**THE TASK**
Quote every line of the data below as it stands, omitting pictures.

**DATA LINES**

--- --- ---

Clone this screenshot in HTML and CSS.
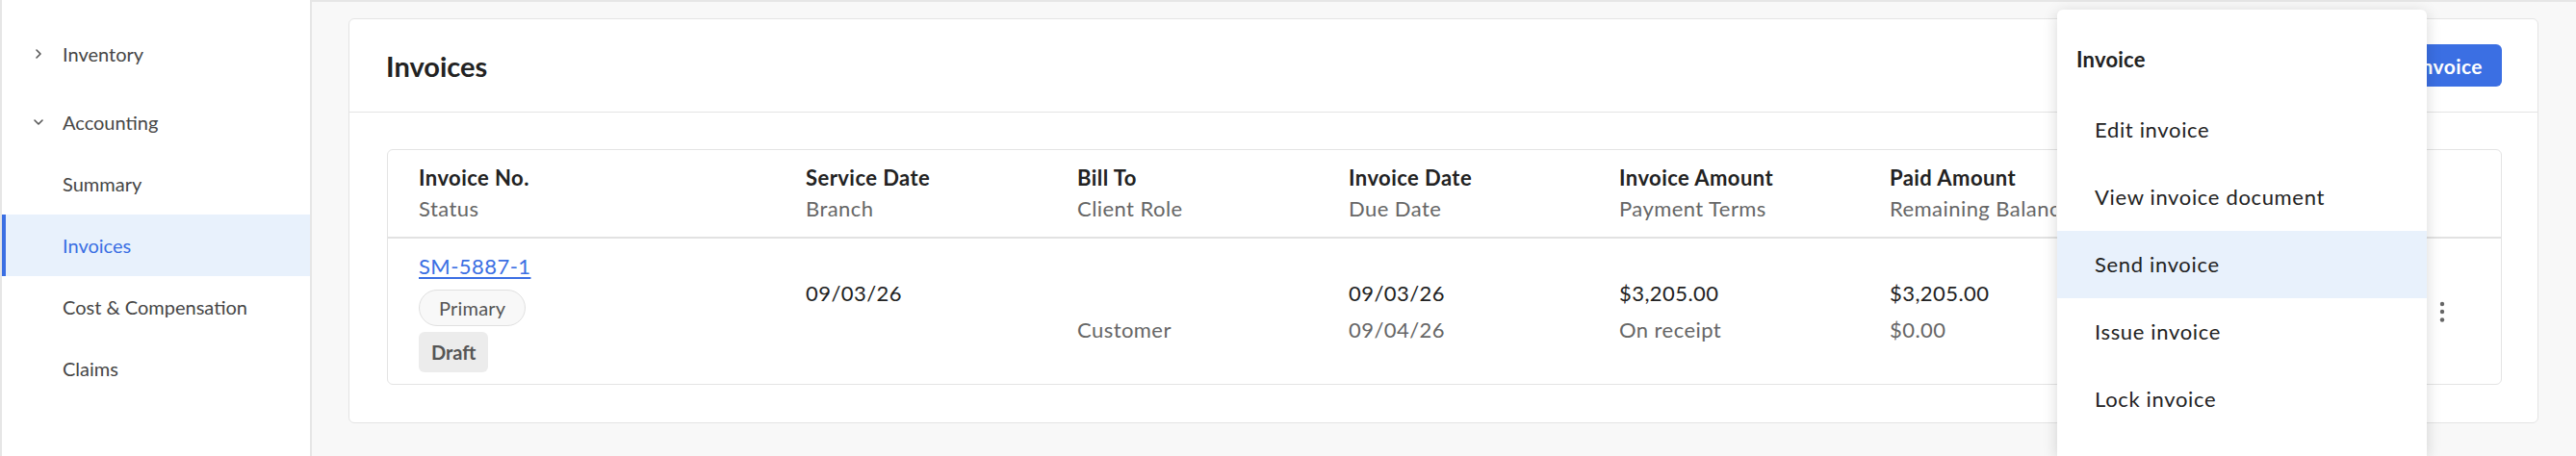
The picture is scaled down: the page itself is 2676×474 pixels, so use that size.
FILE: index.html
```html
<!DOCTYPE html>
<html lang="en">
<head>
    <meta charset="UTF-8">
    <meta name="viewport" content="width=device-width, initial-scale=1.0">
    <title>Invoices</title>
    <link rel="stylesheet" href="styles.css">
</head>
<body>
    <div class="app">
        <!--사이드바-->
        <aside class="sidebar">
            <div class="navGroup">
                <div class="navHead">
                    <svg class="chevron chevronRight" viewBox="0 0 12 12"><path d="M2 4 L6 8 L10 4"/></svg>
                    <span>Inventory</span>
                </div>
            </div>
            <div class="navGroup">
                <div class="navHead">
                    <svg class="chevron" viewBox="0 0 12 12"><path d="M2 4 L6 8 L10 4"/></svg>
                    <span>Accounting</span>
                </div>
                <a class="navItem">Summary</a>
                <a class="navItem active">Invoices</a>
                <a class="navItem">Cost &amp; Compensation</a>
                <a class="navItem">Claims</a>
            </div>
        </aside>

        <main class="main">
            <section class="card">
                <header class="cardHeader">
                    <h1 class="cardTitle">Invoices</h1>
                    <button class="primaryBtn">New Invoice</button>
                </header>
                <div class="cardBody">
                    <div class="invoiceTable">
                        <div class="tableRow tableHead">
                            <div class="cell"><span class="mainLine">Invoice No.</span><span class="subLine">Status</span></div>
                            <div class="cell"><span class="mainLine">Service Date</span><span class="subLine">Branch</span></div>
                            <div class="cell"><span class="mainLine">Bill To</span><span class="subLine">Client Role</span></div>
                            <div class="cell"><span class="mainLine">Invoice Date</span><span class="subLine">Due Date</span></div>
                            <div class="cell"><span class="mainLine">Invoice Amount</span><span class="subLine">Payment Terms</span></div>
                            <div class="cell"><span class="mainLine">Paid Amount</span><span class="subLine clipped">Remaining Balance</span></div>
                            <div class="cell"></div>
                            <div class="cell"></div>
                        </div>
                        <div class="tableRow tableBody">
                            <div class="cell invoiceCell">
                                <a class="invoiceLink">SM-5887-1</a>
                                <span class="pill">Primary</span>
                                <span class="statusTag">Draft</span>
                            </div>
                            <div class="cell"><span class="mainLine">09/03/26</span><span class="subLine"></span></div>
                            <div class="cell"><span class="mainLine"></span><span class="subLine">Customer</span></div>
                            <div class="cell"><span class="mainLine">09/03/26</span><span class="subLine">09/04/26</span></div>
                            <div class="cell"><span class="mainLine">$3,205.00</span><span class="subLine">On receipt</span></div>
                            <div class="cell"><span class="mainLine">$3,205.00</span><span class="subLine">$0.00</span></div>
                            <div class="cell"></div>
                            <div class="cell actionCell">
                                <svg class="kebab" viewBox="0 0 6 22"><circle cx="3" cy="3" r="2.2"/><circle cx="3" cy="11" r="2.2"/><circle cx="3" cy="19.5" r="2.2"/></svg>
                            </div>
                        </div>
                    </div>
                </div>
            </section>
        </main>

        <!--드롭다운 메뉴-->
        <div class="dropdown">
            <p class="dropdownTitle">Invoice</p>
            <a class="dropdownItem">Edit invoice</a>
            <a class="dropdownItem">View invoice document</a>
            <a class="dropdownItem hover">Send invoice</a>
            <a class="dropdownItem">Issue invoice</a>
            <a class="dropdownItem">Lock invoice</a>
        </div>
    </div>
</body>
</html>
```

FILE: styles.css
```css
*{
    margin: 0; padding: 0;
    box-sizing: border-box;
}
html, body{
    height: 100%;
}
body{
    font-family: "Lato", "Liberation Sans", sans-serif;
    color: #222;
    background-color: #f8f8f8;
    overflow: hidden;
}
a{
    cursor: pointer;
}
.app{
    display: flex;
    height: 100%;
    position: relative;
}

/* sidebar */
.sidebar{
    width: 324px;
    flex-shrink: 0;
    background-color: white;
    border-left: 2px solid #e6e6e6;
    border-right: 2px solid #e6e6e6;
    padding-top: 24px;
    font-size: 20px;
    color: #464646;
}
.navGroup{
    display: flex;
    flex-direction: column;
    margin-bottom: 7px;
}
.navHead{
    height: 64px;
    display: flex;
    align-items: center;
    gap: 19px;
    padding-left: 32px;
}
.chevron{
    width: 12px;
    height: 12px;
    fill: none;
    stroke: #555;
    stroke-width: 1.6;
    stroke-linecap: round;
    stroke-linejoin: round;
}
.chevronRight{
    transform: rotate(-90deg);
}
.navItem{
    height: 64px;
    line-height: 64px;
    padding-left: 63px;
}
.navItem.active{
    background-color: #e8f1fc;
    color: #3b6fe3;
    border-left: 4px solid #3b6fe3;
    padding-left: 59px;
}

/* main */
.main{
    flex: 1;
    border-top: 2px solid #e6e6e6;
    padding: 17px 39px 0 38px;
}
.card{
    background-color: white;
    border: 1px solid #e4e4e4;
    border-radius: 6px;
}
.cardHeader{
    height: 97px;
    border-bottom: 1px solid #e4e4e4;
    display: flex;
    align-items: center;
    justify-content: space-between;
    padding: 0 37px 0 38px;
}
.cardTitle{
    font-size: 29px;
    font-weight: 700;
    color: #222;
}
.primaryBtn{
    height: 44px;
    padding: 0 20px;
    border: 0;
    border-radius: 6px;
    background-color: #3b6fe3;
    color: white;
    font-family: inherit;
    font-size: 21px;
    font-weight: 700;
    letter-spacing: 0.02em;
}
.cardBody{
    padding: 38px 37px 39px 39px;
}

/* table */
.invoiceTable{
    border: 1px solid #e4e4e4;
    border-radius: 6px;
    font-size: 22px;
    letter-spacing: 0.02em;
}
.tableRow{
    display: grid;
    grid-template-columns: 402px 282px 282px 281px 281px 281px 281px 1fr;
}
.tableHead{
    height: 92px;
    border-bottom: 2px solid #e2e2e2;
    line-height: 32px;
}
.tableHead .mainLine{
    font-weight: 700;
    color: #222;
}
.tableBody{
    height: 151px;
    line-height: 38px;
}
.cell{
    display: flex;
    flex-direction: column;
    justify-content: center;
    align-items: flex-start;
    padding-left: 32px;
    white-space: nowrap;
}
.mainLine{
    display: block;
    min-height: 1lh;
    color: #222;
}
.subLine{
    display: block;
    min-height: 1lh;
    color: #666;
}
.clipped{
    max-width: 173px;
    overflow: hidden;
}
.invoiceLink{
    color: #3b6fe3;
    text-decoration: underline;
    text-underline-offset: 3px;
    line-height: 32px;
}
.pill{
    margin-top: 8px;
    height: 38px;
    line-height: 36px;
    padding: 0 20px;
    border: 1px solid #e0e0e0;
    border-radius: 19px;
    background-color: #f8f8f8;
    color: #555;
    font-size: 20px;
    letter-spacing: 0.01em;
}
.statusTag{
    margin-top: 6px;
    height: 42px;
    line-height: 42px;
    padding: 0 13px;
    border-radius: 6px;
    background-color: #ececec;
    color: #555;
    font-size: 20px;
    font-weight: 700;
    letter-spacing: 0;
}
.actionCell{
    padding-left: 41px;
}
.kebab{
    width: 6px;
    height: 22px;
    fill: #666;
}

/* dropdown */
.dropdown{
    position: absolute;
    left: 2137px;
    top: 10px;
    width: 384px;
    height: 464px;
    background-color: white;
    border-radius: 6px 6px 0 0;
    box-shadow: 0 3px 16px rgba(0, 0, 0, 0.16);
    font-size: 22px;
    letter-spacing: 0.03em;
}
.dropdownTitle{
    padding: 32px 20px 18px;
    line-height: 40px;
    font-weight: 700;
    letter-spacing: 0.01em;
    color: #222;
}
.dropdownItem{
    display: block;
    height: 70px;
    line-height: 70px;
    padding-left: 39px;
    color: #222;
}
.dropdownItem.hover{
    background-color: #e8f1fc;
}
```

--- --- ---

**COMPLETED TASK**
Clone this screenshot in HTML and CSS.
The picture is scaled down: the page itself is 2676×474 pixels, so use that size.
FILE: index.html
```html
<!DOCTYPE html>
<html lang="en">
<head>
    <meta charset="UTF-8">
    <meta name="viewport" content="width=device-width, initial-scale=1.0">
    <title>Invoices</title>
    <link rel="stylesheet" href="styles.css">
</head>
<body>
    <div class="app">
        <!--사이드바-->
        <aside class="sidebar">
            <div class="navGroup">
                <div class="navHead">
                    <svg class="chevron chevronRight" viewBox="0 0 12 12"><path d="M2 4 L6 8 L10 4"/></svg>
                    <span>Inventory</span>
                </div>
            </div>
            <div class="navGroup">
                <div class="navHead">
                    <svg class="chevron" viewBox="0 0 12 12"><path d="M2 4 L6 8 L10 4"/></svg>
                    <span>Accounting</span>
                </div>
                <a class="navItem">Summary</a>
                <a class="navItem active">Invoices</a>
                <a class="navItem">Cost &amp; Compensation</a>
                <a class="navItem">Claims</a>
            </div>
        </aside>

        <main class="main">
            <section class="card">
                <header class="cardHeader">
                    <h1 class="cardTitle">Invoices</h1>
                    <button class="primaryBtn">New Invoice</button>
                </header>
                <div class="cardBody">
                    <div class="invoiceTable">
                        <div class="tableRow tableHead">
                            <div class="cell"><span class="mainLine">Invoice No.</span><span class="subLine">Status</span></div>
                            <div class="cell"><span class="mainLine">Service Date</span><span class="subLine">Branch</span></div>
                            <div class="cell"><span class="mainLine">Bill To</span><span class="subLine">Client Role</span></div>
                            <div class="cell"><span class="mainLine">Invoice Date</span><span class="subLine">Due Date</span></div>
                            <div class="cell"><span class="mainLine">Invoice Amount</span><span class="subLine">Payment Terms</span></div>
                            <div class="cell"><span class="mainLine">Paid Amount</span><span class="subLine clipped">Remaining Balance</span></div>
                            <div class="cell"></div>
                            <div class="cell"></div>
                        </div>
                        <div class="tableRow tableBody">
                            <div class="cell invoiceCell">
                                <a class="invoiceLink">SM-5887-1</a>
                                <span class="pill">Primary</span>
                                <span class="statusTag">Draft</span>
                            </div>
                            <div class="cell"><span class="mainLine">09/03/26</span><span class="subLine"></span></div>
                            <div class="cell"><span class="mainLine"></span><span class="subLine">Customer</span></div>
                            <div class="cell"><span class="mainLine">09/03/26</span><span class="subLine">09/04/26</span></div>
                            <div class="cell"><span class="mainLine">$3,205.00</span><span class="subLine">On receipt</span></div>
                            <div class="cell"><span class="mainLine">$3,205.00</span><span class="subLine">$0.00</span></div>
                            <div class="cell"></div>
                            <div class="cell actionCell">
                                <svg class="kebab" viewBox="0 0 6 22"><circle cx="3" cy="3" r="2.2"/><circle cx="3" cy="11" r="2.2"/><circle cx="3" cy="19.5" r="2.2"/></svg>
                            </div>
                        </div>
                    </div>
                </div>
            </section>
        </main>

        <!--드롭다운 메뉴-->
        <div class="dropdown">
            <p class="dropdownTitle">Invoice</p>
            <a class="dropdownItem">Edit invoice</a>
            <a class="dropdownItem">View invoice document</a>
            <a class="dropdownItem hover">Send invoice</a>
            <a class="dropdownItem">Issue invoice</a>
            <a class="dropdownItem">Lock invoice</a>
        </div>
    </div>
</body>
</html>
```

FILE: styles.css
```css
*{
    margin: 0; padding: 0;
    box-sizing: border-box;
}
html, body{
    height: 100%;
}
body{
    font-family: "Lato", "Liberation Sans", sans-serif;
    color: #222;
    background-color: #f8f8f8;
    overflow: hidden;
}
a{
    cursor: pointer;
}
.app{
    display: flex;
    height: 100%;
    position: relative;
}

/* sidebar */
.sidebar{
    width: 324px;
    flex-shrink: 0;
    background-color: white;
    border-left: 2px solid #e6e6e6;
    border-right: 2px solid #e6e6e6;
    padding-top: 24px;
    font-size: 20px;
    color: #464646;
}
.navGroup{
    display: flex;
    flex-direction: column;
    margin-bottom: 7px;
}
.navHead{
    height: 64px;
    display: flex;
    align-items: center;
    gap: 19px;
    padding-left: 32px;
}
.chevron{
    width: 12px;
    height: 12px;
    fill: none;
    stroke: #555;
    stroke-width: 1.6;
    stroke-linecap: round;
    stroke-linejoin: round;
}
.chevronRight{
    transform: rotate(-90deg);
}
.navItem{
    height: 64px;
    line-height: 64px;
    padding-left: 63px;
}
.navItem.active{
    background-color: #e8f1fc;
    color: #3b6fe3;
    border-left: 4px solid #3b6fe3;
    padding-left: 59px;
}

/* main */
.main{
    flex: 1;
    border-top: 2px solid #e6e6e6;
    padding: 17px 39px 0 38px;
}
.card{
    background-color: white;
    border: 1px solid #e4e4e4;
    border-radius: 6px;
}
.cardHeader{
    height: 97px;
    border-bottom: 1px solid #e4e4e4;
    display: flex;
    align-items: center;
    justify-content: space-between;
    padding: 0 37px 0 38px;
}
.cardTitle{
    font-size: 29px;
    font-weight: 700;
    color: #222;
}
.primaryBtn{
    height: 44px;
    padding: 0 20px;
    border: 0;
    border-radius: 6px;
    background-color: #3b6fe3;
    color: white;
    font-family: inherit;
    font-size: 21px;
    font-weight: 700;
    letter-spacing: 0.02em;
}
.cardBody{
    padding: 38px 37px 39px 39px;
}

/* table */
.invoiceTable{
    border: 1px solid #e4e4e4;
    border-radius: 6px;
    font-size: 22px;
    letter-spacing: 0.02em;
}
.tableRow{
    display: grid;
    grid-template-columns: 402px 282px 282px 281px 281px 281px 281px 1fr;
}
.tableHead{
    height: 92px;
    border-bottom: 2px solid #e2e2e2;
    line-height: 32px;
}
.tableHead .mainLine{
    font-weight: 700;
    color: #222;
}
.tableBody{
    height: 151px;
    line-height: 38px;
}
.cell{
    display: flex;
    flex-direction: column;
    justify-content: center;
    align-items: flex-start;
    padding-left: 32px;
    white-space: nowrap;
}
.mainLine{
    display: block;
    min-height: 1lh;
    color: #222;
}
.subLine{
    display: block;
    min-height: 1lh;
    color: #666;
}
.clipped{
    max-width: 173px;
    overflow: hidden;
}
.invoiceLink{
    color: #3b6fe3;
    text-decoration: underline;
    text-underline-offset: 3px;
    line-height: 32px;
}
.pill{
    margin-top: 8px;
    height: 38px;
    line-height: 36px;
    padding: 0 20px;
    border: 1px solid #e0e0e0;
    border-radius: 19px;
    background-color: #f8f8f8;
    color: #555;
    font-size: 20px;
    letter-spacing: 0.01em;
}
.statusTag{
    margin-top: 6px;
    height: 42px;
    line-height: 42px;
    padding: 0 13px;
    border-radius: 6px;
    background-color: #ececec;
    color: #555;
    font-size: 20px;
    font-weight: 700;
    letter-spacing: 0;
}
.actionCell{
    padding-left: 41px;
}
.kebab{
    width: 6px;
    height: 22px;
    fill: #666;
}

/* dropdown */
.dropdown{
    position: absolute;
    left: 2137px;
    top: 10px;
    width: 384px;
    height: 464px;
    background-color: white;
    border-radius: 6px 6px 0 0;
    box-shadow: 0 3px 16px rgba(0, 0, 0, 0.16);
    font-size: 22px;
    letter-spacing: 0.03em;
}
.dropdownTitle{
    padding: 32px 20px 18px;
    line-height: 40px;
    font-weight: 700;
    letter-spacing: 0.01em;
    color: #222;
}
.dropdownItem{
    display: block;
    height: 70px;
    line-height: 70px;
    padding-left: 39px;
    color: #222;
}
.dropdownItem.hover{
    background-color: #e8f1fc;
}
```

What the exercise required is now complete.